Evolution (Introduction)

by dhw, Saturday, October 09, 2010, 09:07 (4955 days ago) @ David Turell

DAVID: The best sense is made by knowing how evollution developed. There were one-celled forms until shortly before the Cambrian Explosion when mutlcellular froms developed with different body parts. The Ediacarans and Bilatarians were very simple in construction. Therefore life started with unicellar forms, one type, the Archaea, and advanced after 3.2 billion years. Choice No. 1. The advance was mediated in DNA which had coding to guide the advance with the help of natural selection, as the Earth also evolved with differing climates and different arrangement of the land masses. That is Choice 5. Nothing else fits. In comparative anatomy everything changes slightly off a main plan, but is consistent. A horse hoof is a toe, compared to a bear, an elephant or a human. A UI dithering along as in 6 would not be so consistent.
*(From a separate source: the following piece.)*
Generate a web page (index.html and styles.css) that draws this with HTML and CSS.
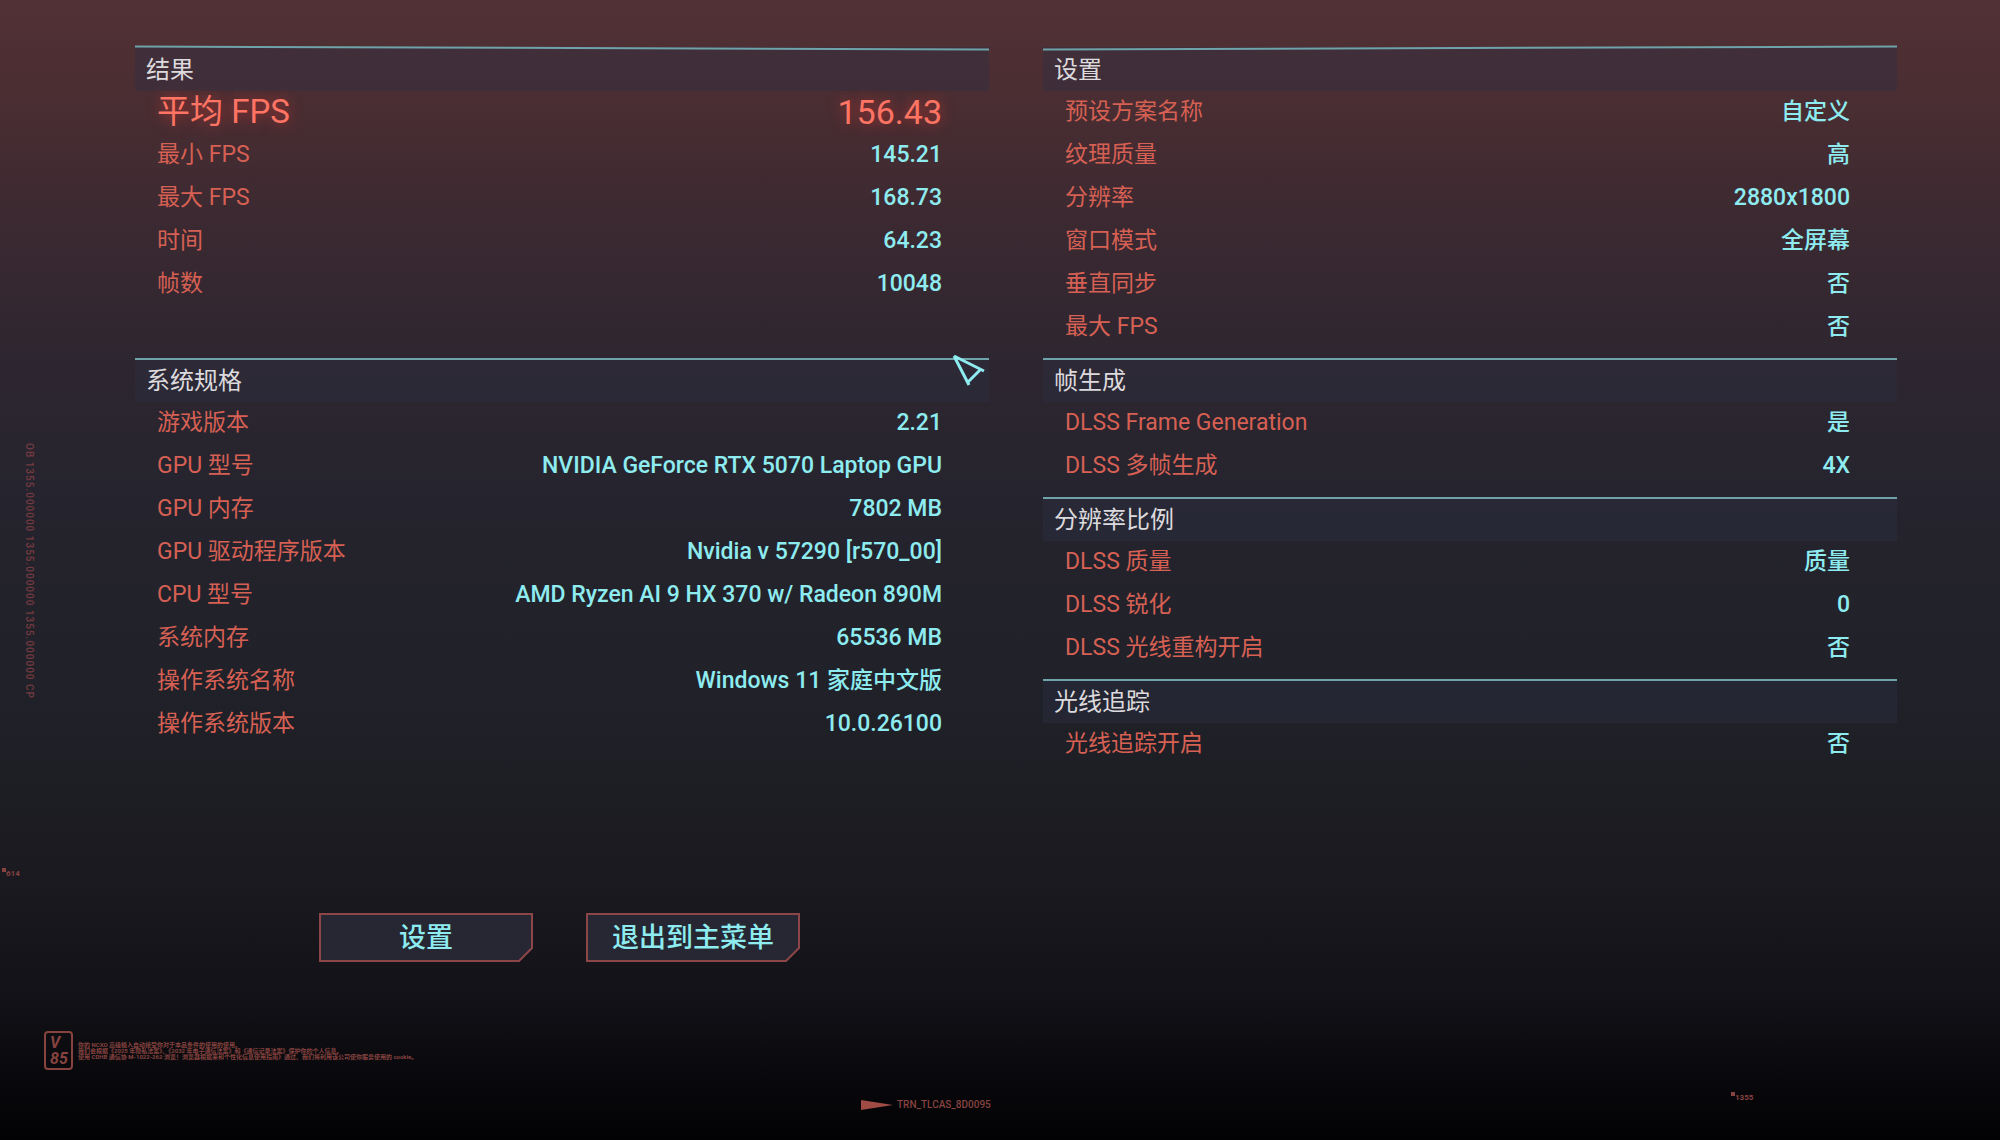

In summary 1 and 5.-There is some sort of misunderstanding here. No. 1 and No. 5 are identical, except that No. 1 is without God (a "self-assembled mechanism"), and No. 5 is with God.-I have a problem with the leap from one-celled forms to multicellular forms with different body parts. Why and how would unicellular forms, which continued to survive as they were, also evolve after all that time into these new forms? "Different body parts" raises the whole question of innovation. If you are going to start with archaia and finish with us, you have to account for the vast range of new and enormously complex organs, systems, connections, none of which were needed by the original archaia or bacteria for their survival.-The structures we share with the rest of the animal kingdom are clear, and to me represent the best evidence we have that there are common ancestors, but we are all a long, long way down the line. It's the gap in your account between the original forms and your "shortly before the Cambrian Explosion" that throws up so many unanswered (unanswerable?) questions. -Many thanks for the brilliant article on antibodies and germ cells that you drew our attention to under "Complexity of Gene Codes". The intricacies of these codes are mind-boggling, and not unrelated to the point I have raised above.